* **EXERCISE INSTRUCTIONS**:
Write out the material again exactly, please, and omit the pictures.

* **GIVEN ENTRIES**:
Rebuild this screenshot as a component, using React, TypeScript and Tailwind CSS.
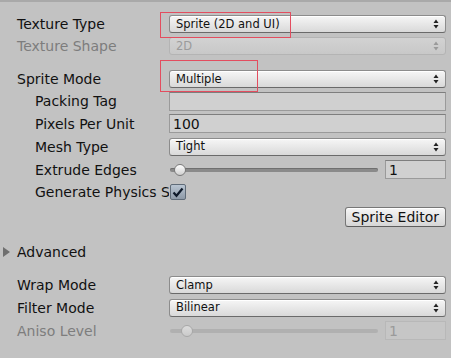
import React from "react";

const F = { fontFamily: '"DejaVu Sans", Verdana, sans-serif' };

function Arrows({ disabled }: { disabled?: boolean }) {
  const c = disabled ? "#9a9a9a" : "#222";
  return (
    <svg width="6" height="10" viewBox="0 0 6 10" className="shrink-0">
      <path d="M3 0.5 L5.5 4 L0.5 4 Z" fill={c} />
      <path d="M3 9.5 L5.5 6 L0.5 6 Z" fill={c} />
    </svg>
  );
}

function Dropdown({ text, disabled }: { text: string; disabled?: boolean }) {
  return (
    <div
      className={
        "flex h-[18px] flex-1 items-center justify-between rounded-[3px] border pl-[6px] pr-[6px] text-[11.5px] leading-none " +
        (disabled
          ? "border-[#b4b4b4] bg-gradient-to-b from-[#d2d2d2] to-[#c8c8c8] text-[#9b9b9b]"
          : "border-[#8c8c8c] border-b-[#6a6a6a] bg-gradient-to-b from-[#f6f6f6] to-[#d9d9d9] text-[#111] shadow-[inset_0_1px_0_#ffffff]")
      }
    >
      <span className="pt-[1px]">{text}</span>
      <Arrows disabled={disabled} />
    </div>
  );
}

function TextField({ text, className = "", disabled }: { text?: string; className?: string; disabled?: boolean }) {
  return (
    <div
      className={
        "flex h-[19px] items-center border px-[3px] text-[14px] leading-none " +
        (disabled
          ? "border-[#b8b8b8] bg-[#c6c6c6] text-[#9a9a9a] "
          : "border-[#9a9a9a] border-t-[#7e7e7e] bg-[#d0d0d0] text-[#111] ") +
        className
      }
    >
      {text}
    </div>
  );
}

function Slider({ disabled, value }: { disabled?: boolean; value: string }) {
  return (
    <div className="flex flex-1 items-center">
      <div className="relative mr-[7px] flex h-[14px] flex-1 items-center">
        <div
          className={
            "ml-[1px] h-[4px] w-full rounded-full " +
            (disabled ? "bg-[#b0b0b0]" : "bg-[#8a8a8a] shadow-[inset_0_1px_0_#6f6f6f]")
          }
        />
        <div
          className={
            "absolute top-[1px] h-[12px] w-[12px] rounded-full border " +
            (disabled
              ? "left-[12px] border-[#a8a8a8] bg-gradient-to-b from-[#dcdcdc] to-[#cacaca]"
              : "left-[5px] border-[#7a7a7a] bg-gradient-to-b from-[#ffffff] to-[#cfcfcf]")
          }
        />
      </div>
      <TextField text={value} disabled={disabled} className="w-[61px]" />
    </div>
  );
}

function Row({
  label,
  indent,
  disabled,
  children,
  h = "h-[22px]",
  mt = "",
}: {
  label: string;
  indent?: boolean;
  disabled?: boolean;
  children?: React.ReactNode;
  h?: string;
  mt?: string;
}) {
  return (
    <div className={"flex items-center " + h + " " + mt}>
      <div
        className={
          "w-[169px] shrink-0 overflow-hidden whitespace-nowrap text-[14px] leading-[16px] " +
          (indent ? "pl-[35px] " : "pl-[17px] ") +
          (disabled ? "text-[#7d7d7d]" : "text-[#111]")
        }
      >
        {label}
      </div>
      <div className="flex flex-1 items-center pr-[5px]">{children}</div>
    </div>
  );
}

export default function App() {
  return (
    <div className="relative h-[358px] w-[451px] overflow-hidden bg-[#c2c2c2]" style={F}>
      <div className="h-[2px] bg-[#a9a9a9]" />
      <div className="flex flex-col pt-[11px]">
        <Row label="Texture Type">
          <Dropdown text="Sprite (2D and UI)" />
        </Row>
        <Row label="Texture Shape" disabled>
          <Dropdown text="2D" disabled />
        </Row>
        <Row label="Sprite Mode" mt="mt-[11px]">
          <Dropdown text="Multiple" />
        </Row>
        <Row label="Packing Tag" indent>
          <TextField className="flex-1" />
        </Row>
        <Row label="Pixels Per Unit" indent h="h-[23px]">
          <TextField text="100" className="flex-1" />
        </Row>
        <Row label="Mesh Type" indent h="h-[23px]">
          <Dropdown text="Tight" />
        </Row>
        <Row label="Extrude Edges" indent h="h-[23px]">
          <Slider value="1" />
        </Row>
        <Row label="Generate Physics Shape" indent>
          <div className="ml-[1px] flex h-[16px] w-[16px] items-center justify-center rounded-[2px] border border-[#5f6b78] bg-gradient-to-b from-[#b9c5d2] to-[#8e9aa8]">
            <svg width="12" height="11" viewBox="0 0 12 11">
              <path d="M1.5 5.5 L4.5 8.8 L10.5 1.5" fill="none" stroke="#0f1a2a" strokeWidth="2.2" />
            </svg>
          </div>
        </Row>
        <div className="mt-[3px] flex h-[22px] items-center justify-end pr-[5px]">
          <div className="flex h-[20px] items-center rounded-[3px] border border-[#777] border-b-[#5e5e5e] bg-gradient-to-b from-[#f6f6f6] to-[#d6d6d6] px-[6px] text-[14px] leading-none text-[#111] shadow-[inset_0_1px_0_#ffffff]">
            Sprite Editor
          </div>
        </div>
        <div className="mt-[13px] flex h-[22px] items-center">
          <svg width="17" height="12" viewBox="0 0 17 12" className="shrink-0">
            <path d="M3 1 L10 6 L3 11 Z" fill="#6f6f6f" />
          </svg>
          <span className="text-[14px] leading-none text-[#111]">Advanced</span>
        </div>
        <Row label="Wrap Mode" mt="mt-[11px]">
          <Dropdown text="Clamp" />
        </Row>
        <Row label="Filter Mode" h="h-[23px]">
          <Dropdown text="Bilinear" />
        </Row>
        <Row label="Aniso Level" disabled h="h-[23px]">
          <Slider value="1" disabled />
        </Row>
      </div>
      <div className="pointer-events-none absolute left-[160px] top-[12px] h-[26px] w-[131px] border border-[#e34d5f]" />
      <div className="pointer-events-none absolute left-[160px] top-[60px] h-[32px] w-[98px] border border-[#e34d5f]" />
    </div>
  );
}
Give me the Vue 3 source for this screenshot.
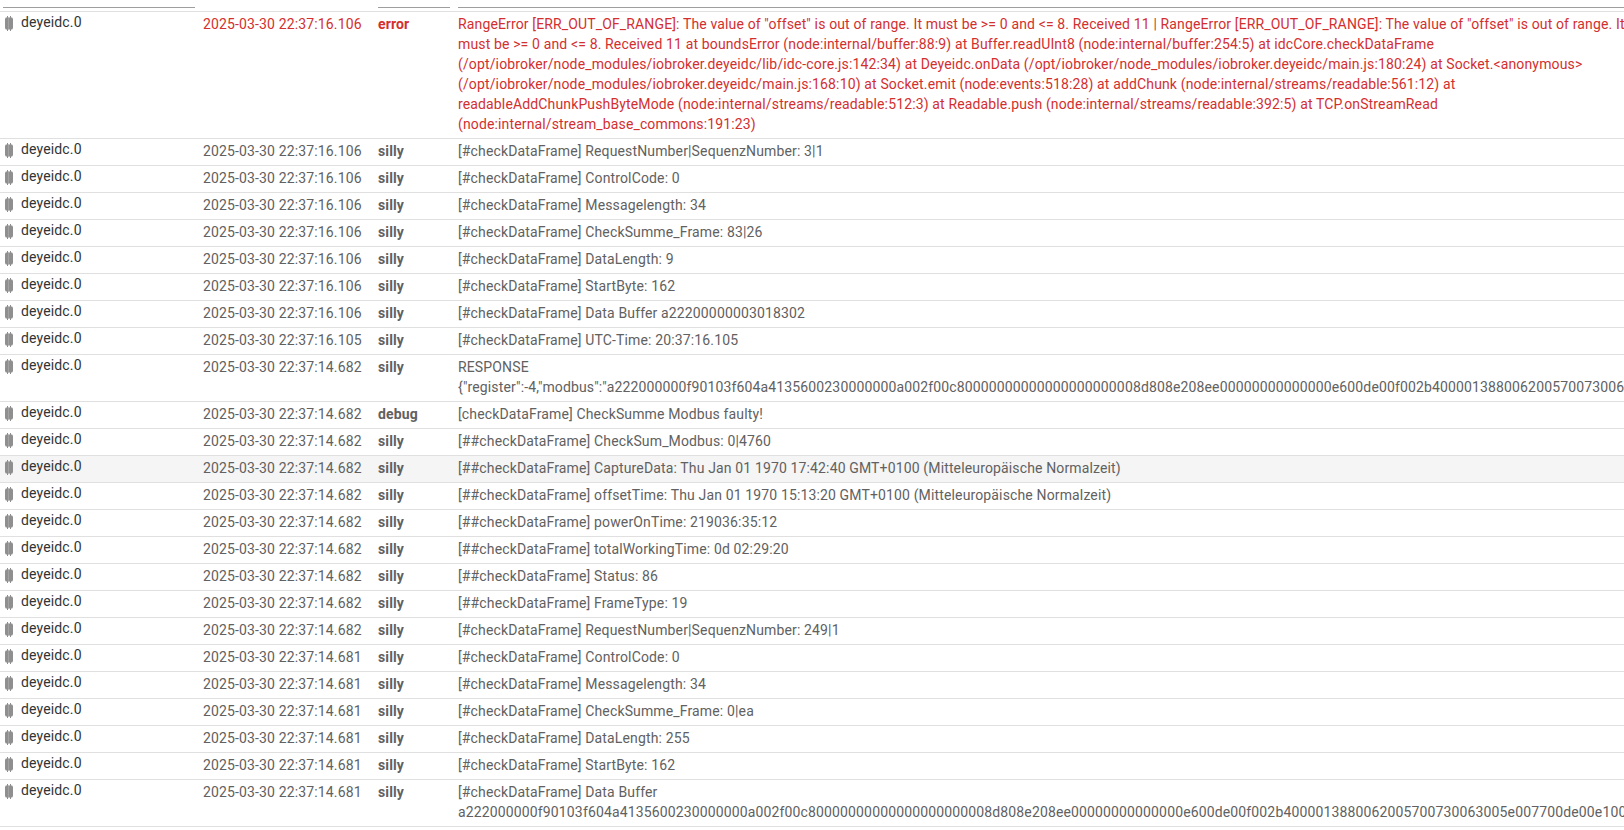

* **OUTPUT OF THE TASK**:
Rebuild this screenshot as a component, using React, TypeScript and Tailwind CSS.
import React from "react";

const F = { fontFamily: '"DejaVu Sans", Verdana, sans-serif' };

function Arrows({ disabled }: { disabled?: boolean }) {
  const c = disabled ? "#9a9a9a" : "#222";
  return (
    <svg width="6" height="10" viewBox="0 0 6 10" className="shrink-0">
      <path d="M3 0.5 L5.5 4 L0.5 4 Z" fill={c} />
      <path d="M3 9.5 L5.5 6 L0.5 6 Z" fill={c} />
    </svg>
  );
}

function Dropdown({ text, disabled }: { text: string; disabled?: boolean }) {
  return (
    <div
      className={
        "flex h-[18px] flex-1 items-center justify-between rounded-[3px] border pl-[6px] pr-[6px] text-[11.5px] leading-none " +
        (disabled
          ? "border-[#b4b4b4] bg-gradient-to-b from-[#d2d2d2] to-[#c8c8c8] text-[#9b9b9b]"
          : "border-[#8c8c8c] border-b-[#6a6a6a] bg-gradient-to-b from-[#f6f6f6] to-[#d9d9d9] text-[#111] shadow-[inset_0_1px_0_#ffffff]")
      }
    >
      <span className="pt-[1px]">{text}</span>
      <Arrows disabled={disabled} />
    </div>
  );
}

function TextField({ text, className = "", disabled }: { text?: string; className?: string; disabled?: boolean }) {
  return (
    <div
      className={
        "flex h-[19px] items-center border px-[3px] text-[14px] leading-none " +
        (disabled
          ? "border-[#b8b8b8] bg-[#c6c6c6] text-[#9a9a9a] "
          : "border-[#9a9a9a] border-t-[#7e7e7e] bg-[#d0d0d0] text-[#111] ") +
        className
      }
    >
      {text}
    </div>
  );
}

function Slider({ disabled, value }: { disabled?: boolean; value: string }) {
  return (
    <div className="flex flex-1 items-center">
      <div className="relative mr-[7px] flex h-[14px] flex-1 items-center">
        <div
          className={
            "ml-[1px] h-[4px] w-full rounded-full " +
            (disabled ? "bg-[#b0b0b0]" : "bg-[#8a8a8a] shadow-[inset_0_1px_0_#6f6f6f]")
          }
        />
        <div
          className={
            "absolute top-[1px] h-[12px] w-[12px] rounded-full border " +
            (disabled
              ? "left-[12px] border-[#a8a8a8] bg-gradient-to-b from-[#dcdcdc] to-[#cacaca]"
              : "left-[5px] border-[#7a7a7a] bg-gradient-to-b from-[#ffffff] to-[#cfcfcf]")
          }
        />
      </div>
      <TextField text={value} disabled={disabled} className="w-[61px]" />
    </div>
  );
}

function Row({
  label,
  indent,
  disabled,
  children,
  h = "h-[22px]",
  mt = "",
}: {
  label: string;
  indent?: boolean;
  disabled?: boolean;
  children?: React.ReactNode;
  h?: string;
  mt?: string;
}) {
  return (
    <div className={"flex items-center " + h + " " + mt}>
      <div
        className={
          "w-[169px] shrink-0 overflow-hidden whitespace-nowrap text-[14px] leading-[16px] " +
          (indent ? "pl-[35px] " : "pl-[17px] ") +
          (disabled ? "text-[#7d7d7d]" : "text-[#111]")
        }
      >
        {label}
      </div>
      <div className="flex flex-1 items-center pr-[5px]">{children}</div>
    </div>
  );
}

export default function App() {
  return (
    <div className="relative h-[358px] w-[451px] overflow-hidden bg-[#c2c2c2]" style={F}>
      <div className="h-[2px] bg-[#a9a9a9]" />
      <div className="flex flex-col pt-[11px]">
        <Row label="Texture Type">
          <Dropdown text="Sprite (2D and UI)" />
        </Row>
        <Row label="Texture Shape" disabled>
          <Dropdown text="2D" disabled />
        </Row>
        <Row label="Sprite Mode" mt="mt-[11px]">
          <Dropdown text="Multiple" />
        </Row>
        <Row label="Packing Tag" indent>
          <TextField className="flex-1" />
        </Row>
        <Row label="Pixels Per Unit" indent h="h-[23px]">
          <TextField text="100" className="flex-1" />
        </Row>
        <Row label="Mesh Type" indent h="h-[23px]">
          <Dropdown text="Tight" />
        </Row>
        <Row label="Extrude Edges" indent h="h-[23px]">
          <Slider value="1" />
        </Row>
        <Row label="Generate Physics Shape" indent>
          <div className="ml-[1px] flex h-[16px] w-[16px] items-center justify-center rounded-[2px] border border-[#5f6b78] bg-gradient-to-b from-[#b9c5d2] to-[#8e9aa8]">
            <svg width="12" height="11" viewBox="0 0 12 11">
              <path d="M1.5 5.5 L4.5 8.8 L10.5 1.5" fill="none" stroke="#0f1a2a" strokeWidth="2.2" />
            </svg>
          </div>
        </Row>
        <div className="mt-[3px] flex h-[22px] items-center justify-end pr-[5px]">
          <div className="flex h-[20px] items-center rounded-[3px] border border-[#777] border-b-[#5e5e5e] bg-gradient-to-b from-[#f6f6f6] to-[#d6d6d6] px-[6px] text-[14px] leading-none text-[#111] shadow-[inset_0_1px_0_#ffffff]">
            Sprite Editor
          </div>
        </div>
        <div className="mt-[13px] flex h-[22px] items-center">
          <svg width="17" height="12" viewBox="0 0 17 12" className="shrink-0">
            <path d="M3 1 L10 6 L3 11 Z" fill="#6f6f6f" />
          </svg>
          <span className="text-[14px] leading-none text-[#111]">Advanced</span>
        </div>
        <Row label="Wrap Mode" mt="mt-[11px]">
          <Dropdown text="Clamp" />
        </Row>
        <Row label="Filter Mode" h="h-[23px]">
          <Dropdown text="Bilinear" />
        </Row>
        <Row label="Aniso Level" disabled h="h-[23px]">
          <Slider value="1" disabled />
        </Row>
      </div>
      <div className="pointer-events-none absolute left-[160px] top-[12px] h-[26px] w-[131px] border border-[#e34d5f]" />
      <div className="pointer-events-none absolute left-[160px] top-[60px] h-[32px] w-[98px] border border-[#e34d5f]" />
    </div>
  );
}
Give me the Vue 3 source for this screenshot.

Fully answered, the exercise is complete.